As I have said many times, "the law always trumps genealogy."
This is why a genealogical Judahite or member of any of the tribes of Israel could be disinherited by law. He could be "cut off from among his people" for certain crimes, including the Law of Sacrifice (Lev. 17:4). In other words, if a genealogical Israelite violated the Law of Sacrifice, he would lose his citizenship in the tribe.
Likewise, if a woman married outside of her tribe, she was considered to be of that new tribe (Num. 36:3). Again, the law took precedence over genealogy.
Hence, Eli's lawful position as Joseph's father took precedence over Jacob's claim as the biological father of Joseph.

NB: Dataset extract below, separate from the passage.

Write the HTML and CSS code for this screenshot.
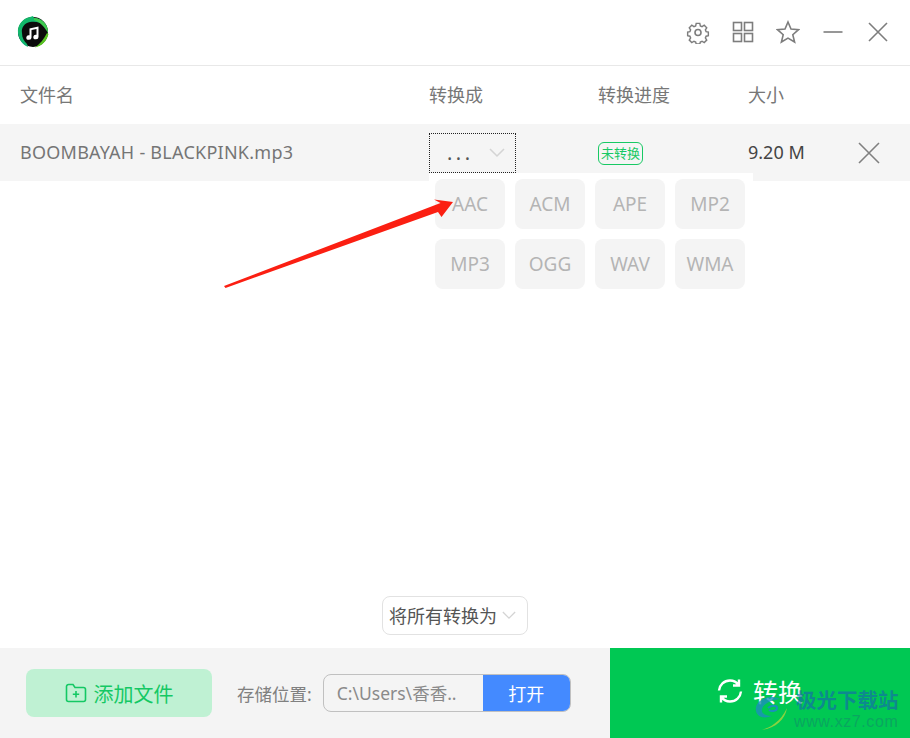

In that sense, Joseph was not tainted by the curse upon Jeconiah.
The Virgin Birth of Christ
So far, we have only explained the discrepancy in the two genealogical records. Jesus was not conceived by Joseph, but by the Holy Spirit (Matt. 1:18; Luke 1:34, 35). Hence, Joseph was not Jesus' biological father, but rather he was the legal father. Jesus therefore had two fathers. The Holy Spirit was Jesus' biological Father in heaven, while Joseph (who was "childless") was Jesus' legal father on earth.
Yet in the next generation, Jesus too died "childless," and we--His brethren--are called to raise up seed to our older Brother by begetting the Manchild, which is Christ in you. That holy seed has not the seed of Adam that it should sin. It is begotten of God.